■ Aim ■
Please transcribe the data that follows without the pictures, keeping every word the same.

====================

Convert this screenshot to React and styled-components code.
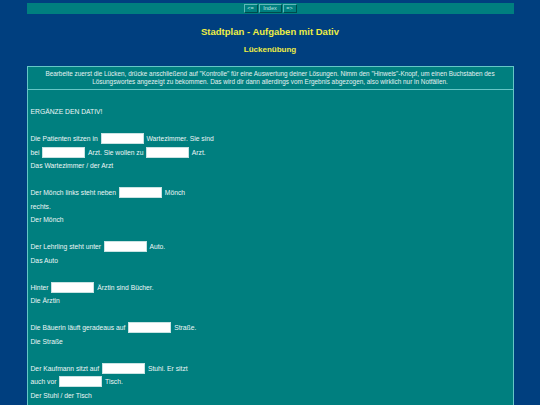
import React from "react";
import styled, { createGlobalStyle } from "styled-components";

const GlobalStyle = createGlobalStyle`
  html, body {
    margin: 0;
    padding: 0;
    background: #003f7f;
    font-family: "Liberation Sans", Arial, sans-serif;
  }
`;

const Page = styled.div`
  width: 487px;
  margin: 0 auto;
  padding-top: 3px;
`;

const NavBar = styled.div`
  height: 11px;
  background: #007f7f;
  display: flex;
  justify-content: center;
  align-items: center;
  gap: 1px;
`;

const NavButton = styled.span`
  box-sizing: border-box;
  height: 9px;
  min-width: ${(p) => (p.wide ? "23px" : "14px")};
  padding: 0 2px;
  border: 1px solid;
  border-color: #5fb8b8 #004c4c #004c4c #5fb8b8;
  color: #bfe3e3;
  font-size: 5.5px;
  line-height: 7px;
  text-align: center;
  cursor: pointer;
`;

const Title = styled.h1`
  margin: 12px 0 0;
  color: #eeee44;
  font-size: 9.5px;
  line-height: 11px;
  font-weight: bold;
  text-align: center;
`;

const SubTitle = styled.h2`
  margin: 8px 0 0;
  color: #eeee44;
  font-size: 8px;
  line-height: 10px;
  font-weight: bold;
  text-align: center;
`;

const Box = styled.div`
  margin-top: 11px;
  border: 1px solid #66c6c6;
  background: #007f7f;
`;

const Instructions = styled.div`
  padding: 3px 4px 3px;
  border-bottom: 1px solid #66c6c6;
  color: #e6f2f2;
  font-size: 6.4px;
  line-height: 8px;
  text-align: center;
`;

const Exercise = styled.div`
  padding: 15px 3px 12px;
  color: #eef6f6;
  font-size: 6.75px;
`;

const Line = styled.div`
  height: 13.5px;
  display: flex;
  align-items: center;
  white-space: pre;
`;

const Gap = styled.input`
  box-sizing: border-box;
  width: 43px;
  height: 11px;
  margin: 0 1px;
  padding: 0;
  border: 1px solid #c9e3e3;
  background: #ffffff;
  outline: none;
`;

const items = [
  [
    ["Die Patienten sitzen in ", null, " Wartezimmer. Sie sind"],
    ["bei ", null, " Arzt. Sie wollen zu ", null, " Arzt."],
    ["Das Wartezimmer / der Arzt"],
  ],
  [
    ["Der Mönch links steht neben ", null, " Mönch"],
    ["rechts."],
    ["Der Mönch"],
  ],
  [
    ["Der Lehrling steht unter ", null, " Auto."],
    ["Das Auto"],
  ],
  [
    ["Hinter ", null, " Ärztin sind Bücher."],
    ["Die Ärztin"],
  ],
  [
    ["Die Bäuerin läuft geradeaus auf ", null, " Straße."],
    ["Die Straße"],
  ],
  [
    ["Der Kaufmann sitzt auf ", null, " Stuhl. Er sitzt"],
    ["auch vor ", null, " Tisch."],
    ["Der Stuhl / der Tisch"],
  ],
];

export default function App() {
  return (
    <>
      <GlobalStyle />
      <Page>
        <NavBar>
          <NavButton>&lt;=</NavButton>
          <NavButton wide>Index</NavButton>
          <NavButton>=&gt;</NavButton>
        </NavBar>
        <Title>Stadtplan - Aufgaben mit Dativ</Title>
        <SubTitle>Lückenübung</SubTitle>
        <Box>
          <Instructions>
            Bearbeite zuerst die Lücken, drücke anschließend auf "Kontrolle" für eine Auswertung deiner Lösungen. Nimm den "Hinweis"-Knopf, um einen Buchstaben des Lösungswortes angezeigt zu bekommen. Das wird dir dann allerdings vom Ergebnis abgezogen, also wirklich nur in Notfällen.
          </Instructions>
          <Exercise>
            <Line>ERGÄNZE DEN DATIV!</Line>
            <Line />
            {items.map((block, b) => (
              <React.Fragment key={b}>
                {block.map((parts, l) => (
                  <Line key={l}>
                    {parts.map((p, i) =>
                      p === null ? <Gap key={i} type="text" /> : <span key={i}>{p}</span>
                    )}
                  </Line>
                ))}
                <Line />
              </React.Fragment>
            ))}
          </Exercise>
        </Box>
      </Page>
    </>
  );
}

====================

■ Solved problem ■
Convert this screenshot to React and styled-components code.
import React from "react";
import styled, { createGlobalStyle } from "styled-components";

const GlobalStyle = createGlobalStyle`
  html, body {
    margin: 0;
    padding: 0;
    background: #003f7f;
    font-family: "Liberation Sans", Arial, sans-serif;
  }
`;

const Page = styled.div`
  width: 487px;
  margin: 0 auto;
  padding-top: 3px;
`;

const NavBar = styled.div`
  height: 11px;
  background: #007f7f;
  display: flex;
  justify-content: center;
  align-items: center;
  gap: 1px;
`;

const NavButton = styled.span`
  box-sizing: border-box;
  height: 9px;
  min-width: ${(p) => (p.wide ? "23px" : "14px")};
  padding: 0 2px;
  border: 1px solid;
  border-color: #5fb8b8 #004c4c #004c4c #5fb8b8;
  color: #bfe3e3;
  font-size: 5.5px;
  line-height: 7px;
  text-align: center;
  cursor: pointer;
`;

const Title = styled.h1`
  margin: 12px 0 0;
  color: #eeee44;
  font-size: 9.5px;
  line-height: 11px;
  font-weight: bold;
  text-align: center;
`;

const SubTitle = styled.h2`
  margin: 8px 0 0;
  color: #eeee44;
  font-size: 8px;
  line-height: 10px;
  font-weight: bold;
  text-align: center;
`;

const Box = styled.div`
  margin-top: 11px;
  border: 1px solid #66c6c6;
  background: #007f7f;
`;

const Instructions = styled.div`
  padding: 3px 4px 3px;
  border-bottom: 1px solid #66c6c6;
  color: #e6f2f2;
  font-size: 6.4px;
  line-height: 8px;
  text-align: center;
`;

const Exercise = styled.div`
  padding: 15px 3px 12px;
  color: #eef6f6;
  font-size: 6.75px;
`;

const Line = styled.div`
  height: 13.5px;
  display: flex;
  align-items: center;
  white-space: pre;
`;

const Gap = styled.input`
  box-sizing: border-box;
  width: 43px;
  height: 11px;
  margin: 0 1px;
  padding: 0;
  border: 1px solid #c9e3e3;
  background: #ffffff;
  outline: none;
`;

const items = [
  [
    ["Die Patienten sitzen in ", null, " Wartezimmer. Sie sind"],
    ["bei ", null, " Arzt. Sie wollen zu ", null, " Arzt."],
    ["Das Wartezimmer / der Arzt"],
  ],
  [
    ["Der Mönch links steht neben ", null, " Mönch"],
    ["rechts."],
    ["Der Mönch"],
  ],
  [
    ["Der Lehrling steht unter ", null, " Auto."],
    ["Das Auto"],
  ],
  [
    ["Hinter ", null, " Ärztin sind Bücher."],
    ["Die Ärztin"],
  ],
  [
    ["Die Bäuerin läuft geradeaus auf ", null, " Straße."],
    ["Die Straße"],
  ],
  [
    ["Der Kaufmann sitzt auf ", null, " Stuhl. Er sitzt"],
    ["auch vor ", null, " Tisch."],
    ["Der Stuhl / der Tisch"],
  ],
];

export default function App() {
  return (
    <>
      <GlobalStyle />
      <Page>
        <NavBar>
          <NavButton>&lt;=</NavButton>
          <NavButton wide>Index</NavButton>
          <NavButton>=&gt;</NavButton>
        </NavBar>
        <Title>Stadtplan - Aufgaben mit Dativ</Title>
        <SubTitle>Lückenübung</SubTitle>
        <Box>
          <Instructions>
            Bearbeite zuerst die Lücken, drücke anschließend auf "Kontrolle" für eine Auswertung deiner Lösungen. Nimm den "Hinweis"-Knopf, um einen Buchstaben des Lösungswortes angezeigt zu bekommen. Das wird dir dann allerdings vom Ergebnis abgezogen, also wirklich nur in Notfällen.
          </Instructions>
          <Exercise>
            <Line>ERGÄNZE DEN DATIV!</Line>
            <Line />
            {items.map((block, b) => (
              <React.Fragment key={b}>
                {block.map((parts, l) => (
                  <Line key={l}>
                    {parts.map((p, i) =>
                      p === null ? <Gap key={i} type="text" /> : <span key={i}>{p}</span>
                    )}
                  </Line>
                ))}
                <Line />
              </React.Fragment>
            ))}
          </Exercise>
        </Box>
      </Page>
    </>
  );
}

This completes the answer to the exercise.